> **DATA SEGMENT**
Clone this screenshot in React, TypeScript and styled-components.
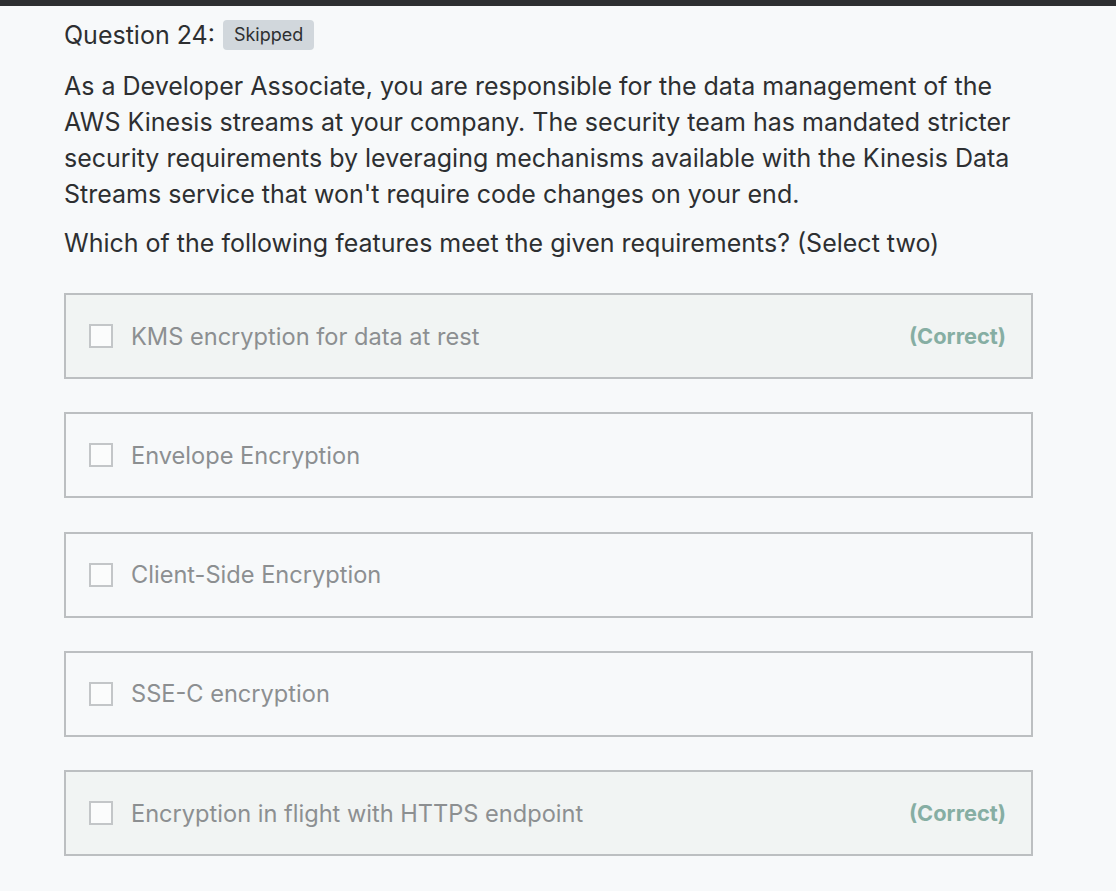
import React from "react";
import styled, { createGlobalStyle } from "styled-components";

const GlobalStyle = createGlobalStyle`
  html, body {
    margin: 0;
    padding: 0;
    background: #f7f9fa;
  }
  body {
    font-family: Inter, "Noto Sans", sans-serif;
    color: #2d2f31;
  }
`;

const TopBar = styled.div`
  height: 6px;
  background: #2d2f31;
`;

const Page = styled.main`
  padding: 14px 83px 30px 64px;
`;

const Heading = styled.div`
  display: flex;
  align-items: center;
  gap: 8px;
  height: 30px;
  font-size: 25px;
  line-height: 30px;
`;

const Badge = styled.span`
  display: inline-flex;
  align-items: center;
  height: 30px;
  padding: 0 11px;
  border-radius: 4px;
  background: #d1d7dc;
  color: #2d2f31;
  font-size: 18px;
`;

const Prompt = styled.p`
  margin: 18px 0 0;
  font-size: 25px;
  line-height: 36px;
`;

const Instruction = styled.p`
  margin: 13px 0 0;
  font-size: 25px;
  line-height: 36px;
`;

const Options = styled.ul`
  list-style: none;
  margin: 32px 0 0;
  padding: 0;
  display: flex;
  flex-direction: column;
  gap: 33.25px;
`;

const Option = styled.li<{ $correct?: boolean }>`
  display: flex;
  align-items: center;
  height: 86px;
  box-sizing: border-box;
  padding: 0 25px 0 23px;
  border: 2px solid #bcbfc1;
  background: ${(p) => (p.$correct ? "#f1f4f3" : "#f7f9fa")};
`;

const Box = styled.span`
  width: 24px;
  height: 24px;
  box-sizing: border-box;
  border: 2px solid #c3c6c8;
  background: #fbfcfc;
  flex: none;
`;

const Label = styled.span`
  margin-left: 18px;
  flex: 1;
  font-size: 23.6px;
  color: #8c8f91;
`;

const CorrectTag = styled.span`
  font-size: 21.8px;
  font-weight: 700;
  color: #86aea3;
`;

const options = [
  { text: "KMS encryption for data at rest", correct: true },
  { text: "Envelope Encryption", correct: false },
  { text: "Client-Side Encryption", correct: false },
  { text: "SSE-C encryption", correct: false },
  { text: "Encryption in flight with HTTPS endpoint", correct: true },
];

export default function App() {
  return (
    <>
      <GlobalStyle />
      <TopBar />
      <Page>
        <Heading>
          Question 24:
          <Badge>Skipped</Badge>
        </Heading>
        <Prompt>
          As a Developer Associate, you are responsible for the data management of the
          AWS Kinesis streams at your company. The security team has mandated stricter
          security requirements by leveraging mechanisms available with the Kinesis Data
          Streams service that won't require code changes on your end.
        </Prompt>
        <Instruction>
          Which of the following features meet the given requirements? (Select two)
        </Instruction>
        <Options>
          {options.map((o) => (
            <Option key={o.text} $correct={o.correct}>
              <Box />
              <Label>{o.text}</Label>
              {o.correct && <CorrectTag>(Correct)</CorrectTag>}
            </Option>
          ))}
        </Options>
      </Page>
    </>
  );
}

> **TASK OBJECTIVE**
Retype the whole listing exactly and leave the pictures out.

> **CORRECT RESPONSE**
Clone this screenshot in React, TypeScript and styled-components.
import React from "react";
import styled, { createGlobalStyle } from "styled-components";

const GlobalStyle = createGlobalStyle`
  html, body {
    margin: 0;
    padding: 0;
    background: #f7f9fa;
  }
  body {
    font-family: Inter, "Noto Sans", sans-serif;
    color: #2d2f31;
  }
`;

const TopBar = styled.div`
  height: 6px;
  background: #2d2f31;
`;

const Page = styled.main`
  padding: 14px 83px 30px 64px;
`;

const Heading = styled.div`
  display: flex;
  align-items: center;
  gap: 8px;
  height: 30px;
  font-size: 25px;
  line-height: 30px;
`;

const Badge = styled.span`
  display: inline-flex;
  align-items: center;
  height: 30px;
  padding: 0 11px;
  border-radius: 4px;
  background: #d1d7dc;
  color: #2d2f31;
  font-size: 18px;
`;

const Prompt = styled.p`
  margin: 18px 0 0;
  font-size: 25px;
  line-height: 36px;
`;

const Instruction = styled.p`
  margin: 13px 0 0;
  font-size: 25px;
  line-height: 36px;
`;

const Options = styled.ul`
  list-style: none;
  margin: 32px 0 0;
  padding: 0;
  display: flex;
  flex-direction: column;
  gap: 33.25px;
`;

const Option = styled.li<{ $correct?: boolean }>`
  display: flex;
  align-items: center;
  height: 86px;
  box-sizing: border-box;
  padding: 0 25px 0 23px;
  border: 2px solid #bcbfc1;
  background: ${(p) => (p.$correct ? "#f1f4f3" : "#f7f9fa")};
`;

const Box = styled.span`
  width: 24px;
  height: 24px;
  box-sizing: border-box;
  border: 2px solid #c3c6c8;
  background: #fbfcfc;
  flex: none;
`;

const Label = styled.span`
  margin-left: 18px;
  flex: 1;
  font-size: 23.6px;
  color: #8c8f91;
`;

const CorrectTag = styled.span`
  font-size: 21.8px;
  font-weight: 700;
  color: #86aea3;
`;

const options = [
  { text: "KMS encryption for data at rest", correct: true },
  { text: "Envelope Encryption", correct: false },
  { text: "Client-Side Encryption", correct: false },
  { text: "SSE-C encryption", correct: false },
  { text: "Encryption in flight with HTTPS endpoint", correct: true },
];

export default function App() {
  return (
    <>
      <GlobalStyle />
      <TopBar />
      <Page>
        <Heading>
          Question 24:
          <Badge>Skipped</Badge>
        </Heading>
        <Prompt>
          As a Developer Associate, you are responsible for the data management of the
          AWS Kinesis streams at your company. The security team has mandated stricter
          security requirements by leveraging mechanisms available with the Kinesis Data
          Streams service that won't require code changes on your end.
        </Prompt>
        <Instruction>
          Which of the following features meet the given requirements? (Select two)
        </Instruction>
        <Options>
          {options.map((o) => (
            <Option key={o.text} $correct={o.correct}>
              <Box />
              <Label>{o.text}</Label>
              {o.correct && <CorrectTag>(Correct)</CorrectTag>}
            </Option>
          ))}
        </Options>
      </Page>
    </>
  );
}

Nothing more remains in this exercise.